Aim of the exercise: Provide nothing beyond the count of lines that include the string "this".

Record set:
[START]
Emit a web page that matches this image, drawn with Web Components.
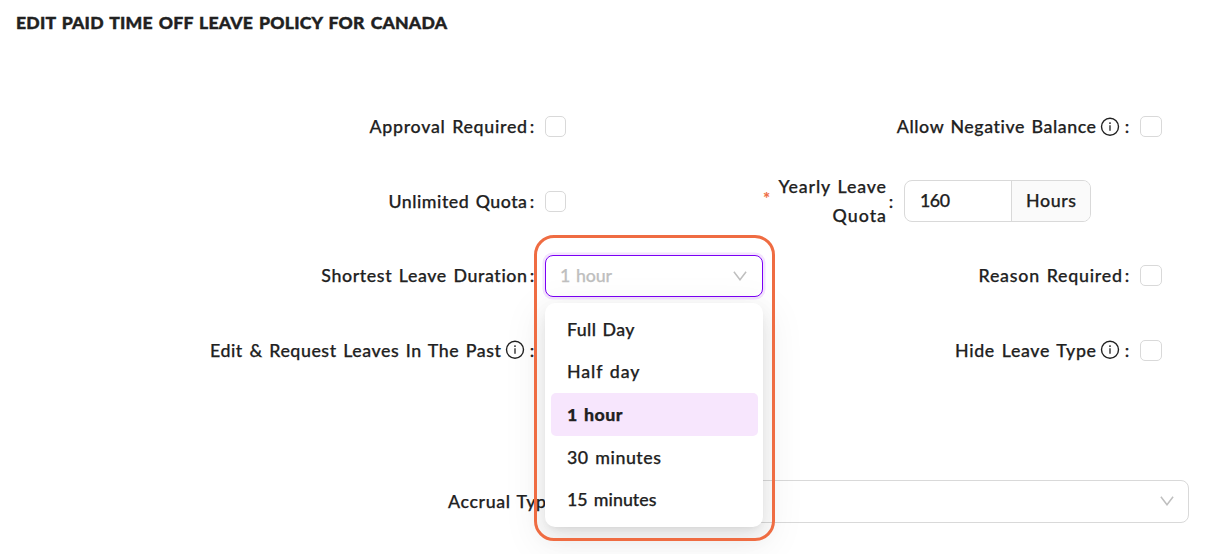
[END]
[START]
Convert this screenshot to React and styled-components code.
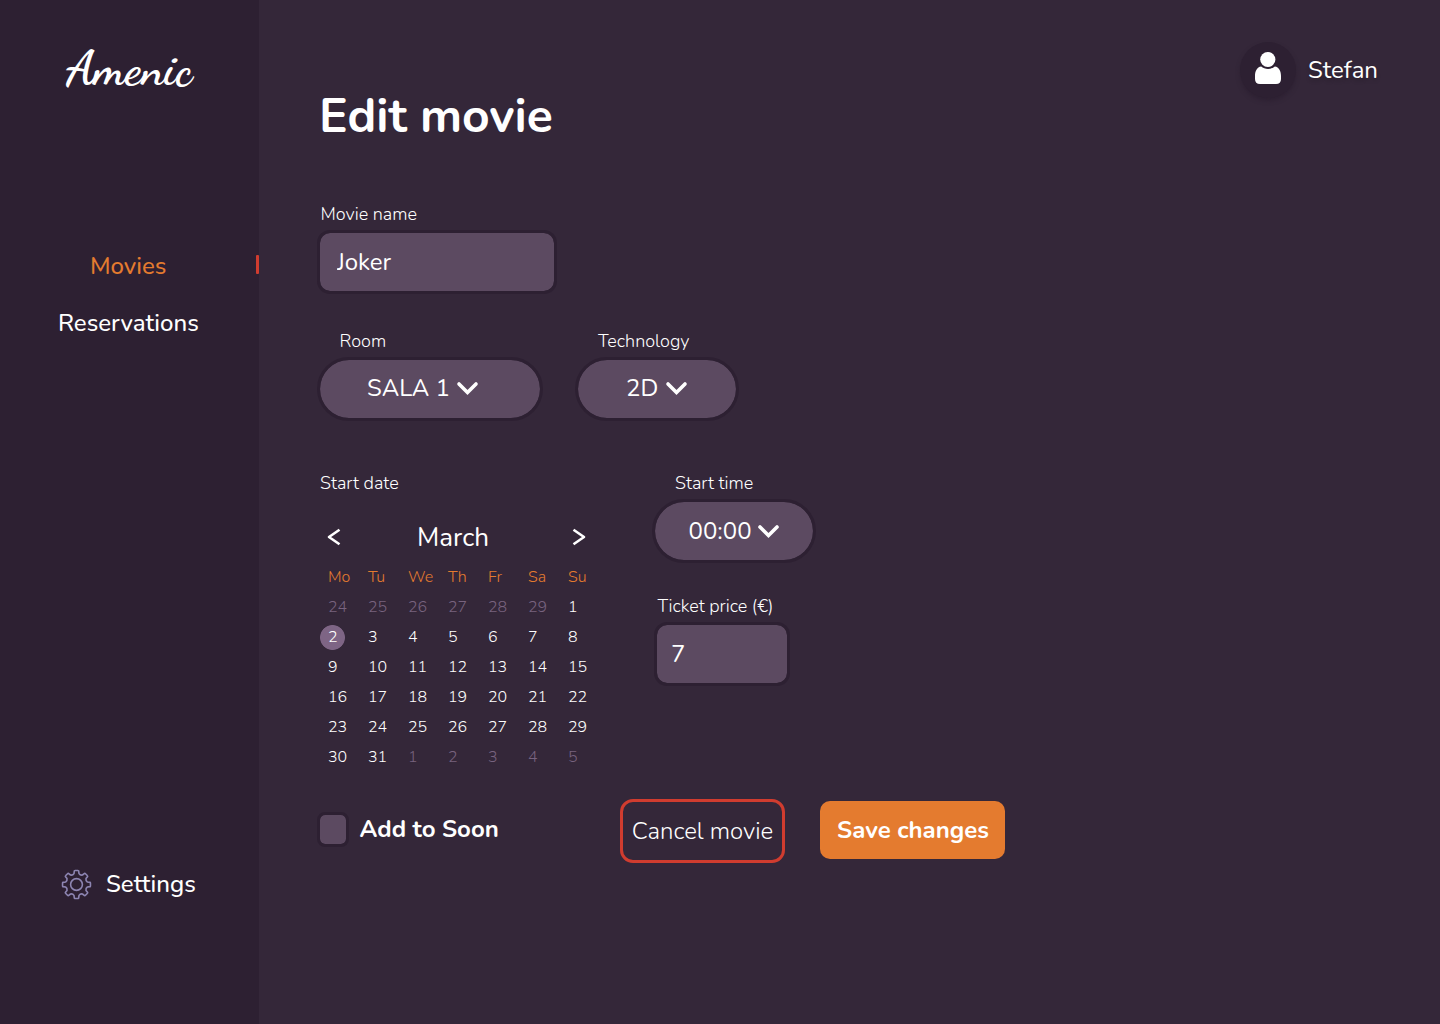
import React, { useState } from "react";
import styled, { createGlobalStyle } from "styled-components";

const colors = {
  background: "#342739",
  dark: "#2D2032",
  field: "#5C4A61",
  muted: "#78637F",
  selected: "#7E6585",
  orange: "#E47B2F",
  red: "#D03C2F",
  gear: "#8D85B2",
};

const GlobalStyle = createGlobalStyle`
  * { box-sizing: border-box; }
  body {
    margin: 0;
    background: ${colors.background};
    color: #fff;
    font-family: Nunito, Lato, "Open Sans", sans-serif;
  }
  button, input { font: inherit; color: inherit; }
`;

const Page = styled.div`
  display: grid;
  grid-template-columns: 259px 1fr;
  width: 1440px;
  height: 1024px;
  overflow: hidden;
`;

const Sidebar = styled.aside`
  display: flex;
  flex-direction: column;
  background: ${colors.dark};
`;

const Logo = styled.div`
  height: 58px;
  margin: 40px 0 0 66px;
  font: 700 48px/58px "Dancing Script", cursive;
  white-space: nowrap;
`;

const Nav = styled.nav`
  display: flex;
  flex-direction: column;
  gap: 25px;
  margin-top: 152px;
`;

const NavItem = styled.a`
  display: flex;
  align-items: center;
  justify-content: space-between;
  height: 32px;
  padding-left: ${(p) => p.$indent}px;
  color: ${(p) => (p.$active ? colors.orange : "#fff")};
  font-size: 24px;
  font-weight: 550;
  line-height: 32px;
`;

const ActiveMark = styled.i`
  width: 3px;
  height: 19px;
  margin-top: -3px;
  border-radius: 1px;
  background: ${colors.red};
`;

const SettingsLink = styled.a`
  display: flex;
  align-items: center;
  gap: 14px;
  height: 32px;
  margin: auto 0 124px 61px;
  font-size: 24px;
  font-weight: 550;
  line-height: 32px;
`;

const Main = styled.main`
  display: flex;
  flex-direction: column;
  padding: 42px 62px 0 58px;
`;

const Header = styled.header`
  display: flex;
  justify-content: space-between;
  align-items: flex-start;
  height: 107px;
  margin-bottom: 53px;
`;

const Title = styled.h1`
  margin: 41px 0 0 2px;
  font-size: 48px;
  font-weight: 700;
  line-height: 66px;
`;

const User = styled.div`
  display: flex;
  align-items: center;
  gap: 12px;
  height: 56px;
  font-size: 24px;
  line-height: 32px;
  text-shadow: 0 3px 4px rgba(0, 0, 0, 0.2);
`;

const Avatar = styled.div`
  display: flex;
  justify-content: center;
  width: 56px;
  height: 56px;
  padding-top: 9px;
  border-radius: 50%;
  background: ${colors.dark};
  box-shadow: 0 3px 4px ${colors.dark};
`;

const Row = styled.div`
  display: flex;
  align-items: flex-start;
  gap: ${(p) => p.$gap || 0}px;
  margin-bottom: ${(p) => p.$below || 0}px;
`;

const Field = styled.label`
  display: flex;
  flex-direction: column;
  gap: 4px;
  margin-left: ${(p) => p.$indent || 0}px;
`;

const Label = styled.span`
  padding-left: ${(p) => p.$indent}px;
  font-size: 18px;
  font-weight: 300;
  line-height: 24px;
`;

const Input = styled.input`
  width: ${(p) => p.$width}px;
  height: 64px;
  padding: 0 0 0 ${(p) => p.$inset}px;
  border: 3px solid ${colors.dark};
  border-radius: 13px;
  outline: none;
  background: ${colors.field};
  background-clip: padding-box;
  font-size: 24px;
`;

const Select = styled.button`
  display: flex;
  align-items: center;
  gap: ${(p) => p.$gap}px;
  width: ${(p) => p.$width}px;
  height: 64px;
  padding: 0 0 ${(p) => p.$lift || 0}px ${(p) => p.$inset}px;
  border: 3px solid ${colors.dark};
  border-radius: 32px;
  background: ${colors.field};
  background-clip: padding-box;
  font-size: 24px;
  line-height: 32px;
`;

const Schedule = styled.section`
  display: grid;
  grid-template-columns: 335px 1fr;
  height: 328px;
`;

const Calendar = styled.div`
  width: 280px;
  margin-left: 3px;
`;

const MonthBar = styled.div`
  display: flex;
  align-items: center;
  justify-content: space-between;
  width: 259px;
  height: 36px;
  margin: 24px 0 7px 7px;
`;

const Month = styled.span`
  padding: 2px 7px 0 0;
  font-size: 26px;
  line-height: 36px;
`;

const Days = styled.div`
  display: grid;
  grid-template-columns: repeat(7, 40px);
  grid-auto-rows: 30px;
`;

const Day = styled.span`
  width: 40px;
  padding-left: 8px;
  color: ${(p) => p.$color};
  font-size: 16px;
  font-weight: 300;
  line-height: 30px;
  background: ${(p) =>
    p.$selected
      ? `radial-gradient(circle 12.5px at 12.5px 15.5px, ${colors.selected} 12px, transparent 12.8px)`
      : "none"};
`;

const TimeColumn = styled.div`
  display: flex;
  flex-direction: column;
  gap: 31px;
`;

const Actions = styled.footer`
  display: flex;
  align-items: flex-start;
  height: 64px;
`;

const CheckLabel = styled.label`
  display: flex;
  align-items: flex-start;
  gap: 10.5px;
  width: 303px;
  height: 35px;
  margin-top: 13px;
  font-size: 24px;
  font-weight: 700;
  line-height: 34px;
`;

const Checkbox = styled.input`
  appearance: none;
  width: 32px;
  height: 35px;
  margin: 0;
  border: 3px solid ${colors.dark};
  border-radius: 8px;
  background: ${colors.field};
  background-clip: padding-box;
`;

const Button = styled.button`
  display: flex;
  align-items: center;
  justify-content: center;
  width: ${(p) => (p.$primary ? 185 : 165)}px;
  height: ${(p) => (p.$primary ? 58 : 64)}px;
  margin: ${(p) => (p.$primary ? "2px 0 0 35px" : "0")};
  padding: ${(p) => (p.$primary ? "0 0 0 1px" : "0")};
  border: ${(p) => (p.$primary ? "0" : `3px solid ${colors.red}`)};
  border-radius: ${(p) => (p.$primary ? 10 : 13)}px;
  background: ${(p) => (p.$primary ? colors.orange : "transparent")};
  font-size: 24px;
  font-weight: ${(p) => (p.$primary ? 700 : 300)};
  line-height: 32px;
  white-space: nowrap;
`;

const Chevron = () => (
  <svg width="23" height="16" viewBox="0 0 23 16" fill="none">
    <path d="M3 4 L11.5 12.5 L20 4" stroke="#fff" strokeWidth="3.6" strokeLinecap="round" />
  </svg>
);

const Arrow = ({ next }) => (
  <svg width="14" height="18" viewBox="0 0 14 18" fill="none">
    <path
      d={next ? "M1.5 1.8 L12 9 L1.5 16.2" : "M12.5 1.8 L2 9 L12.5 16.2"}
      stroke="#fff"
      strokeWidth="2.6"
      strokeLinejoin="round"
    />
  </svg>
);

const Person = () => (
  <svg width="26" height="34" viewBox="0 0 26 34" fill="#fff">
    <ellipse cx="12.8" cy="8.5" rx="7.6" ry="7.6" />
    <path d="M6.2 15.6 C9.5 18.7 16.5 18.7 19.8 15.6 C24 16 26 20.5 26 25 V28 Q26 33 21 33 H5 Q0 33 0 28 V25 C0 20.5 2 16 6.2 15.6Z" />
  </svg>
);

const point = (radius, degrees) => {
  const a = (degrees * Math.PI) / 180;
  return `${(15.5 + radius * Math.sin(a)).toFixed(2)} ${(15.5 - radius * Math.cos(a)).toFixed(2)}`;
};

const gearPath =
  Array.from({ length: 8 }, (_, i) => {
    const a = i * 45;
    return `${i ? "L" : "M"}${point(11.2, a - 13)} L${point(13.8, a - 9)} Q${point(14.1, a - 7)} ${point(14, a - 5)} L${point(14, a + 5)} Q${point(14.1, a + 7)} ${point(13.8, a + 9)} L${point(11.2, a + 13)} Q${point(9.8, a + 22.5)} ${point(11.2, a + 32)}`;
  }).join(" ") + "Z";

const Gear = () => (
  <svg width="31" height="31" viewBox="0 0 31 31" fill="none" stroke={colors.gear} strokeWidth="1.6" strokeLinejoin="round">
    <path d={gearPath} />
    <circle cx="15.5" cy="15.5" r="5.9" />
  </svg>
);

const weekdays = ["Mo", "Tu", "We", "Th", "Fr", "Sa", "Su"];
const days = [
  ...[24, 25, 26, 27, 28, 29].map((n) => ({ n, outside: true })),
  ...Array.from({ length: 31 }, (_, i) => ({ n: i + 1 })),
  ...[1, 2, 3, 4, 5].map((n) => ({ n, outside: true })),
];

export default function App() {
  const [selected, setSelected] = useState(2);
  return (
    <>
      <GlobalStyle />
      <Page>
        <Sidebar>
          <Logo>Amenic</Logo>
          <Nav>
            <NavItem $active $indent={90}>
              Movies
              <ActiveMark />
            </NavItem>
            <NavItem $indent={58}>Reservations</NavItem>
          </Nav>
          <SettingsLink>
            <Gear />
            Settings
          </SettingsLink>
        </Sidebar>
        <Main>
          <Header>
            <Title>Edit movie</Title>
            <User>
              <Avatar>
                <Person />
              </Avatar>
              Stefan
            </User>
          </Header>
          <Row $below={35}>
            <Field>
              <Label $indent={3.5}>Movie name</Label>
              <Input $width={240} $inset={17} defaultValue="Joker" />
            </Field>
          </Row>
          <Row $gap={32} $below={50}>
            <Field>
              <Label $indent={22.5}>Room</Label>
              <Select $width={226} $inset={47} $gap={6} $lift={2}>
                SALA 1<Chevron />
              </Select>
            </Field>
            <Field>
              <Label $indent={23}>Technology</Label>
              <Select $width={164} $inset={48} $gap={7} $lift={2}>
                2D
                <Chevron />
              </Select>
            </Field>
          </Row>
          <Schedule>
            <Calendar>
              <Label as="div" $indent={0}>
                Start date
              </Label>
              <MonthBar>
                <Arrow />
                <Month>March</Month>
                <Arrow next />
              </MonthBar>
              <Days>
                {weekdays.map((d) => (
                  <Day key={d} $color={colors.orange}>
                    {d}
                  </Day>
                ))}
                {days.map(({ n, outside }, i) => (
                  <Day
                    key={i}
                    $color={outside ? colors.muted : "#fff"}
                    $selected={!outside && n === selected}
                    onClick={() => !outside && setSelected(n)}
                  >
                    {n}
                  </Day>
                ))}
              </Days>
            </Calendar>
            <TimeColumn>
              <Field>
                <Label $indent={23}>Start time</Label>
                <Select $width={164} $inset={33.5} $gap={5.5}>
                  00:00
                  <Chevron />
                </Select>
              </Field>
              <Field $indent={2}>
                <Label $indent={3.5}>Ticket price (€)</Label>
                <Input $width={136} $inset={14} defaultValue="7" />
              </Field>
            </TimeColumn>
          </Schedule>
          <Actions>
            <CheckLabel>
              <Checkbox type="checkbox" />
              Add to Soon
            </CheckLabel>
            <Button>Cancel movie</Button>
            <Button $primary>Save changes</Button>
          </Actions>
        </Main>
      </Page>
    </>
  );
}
[END]
Problem solution: 2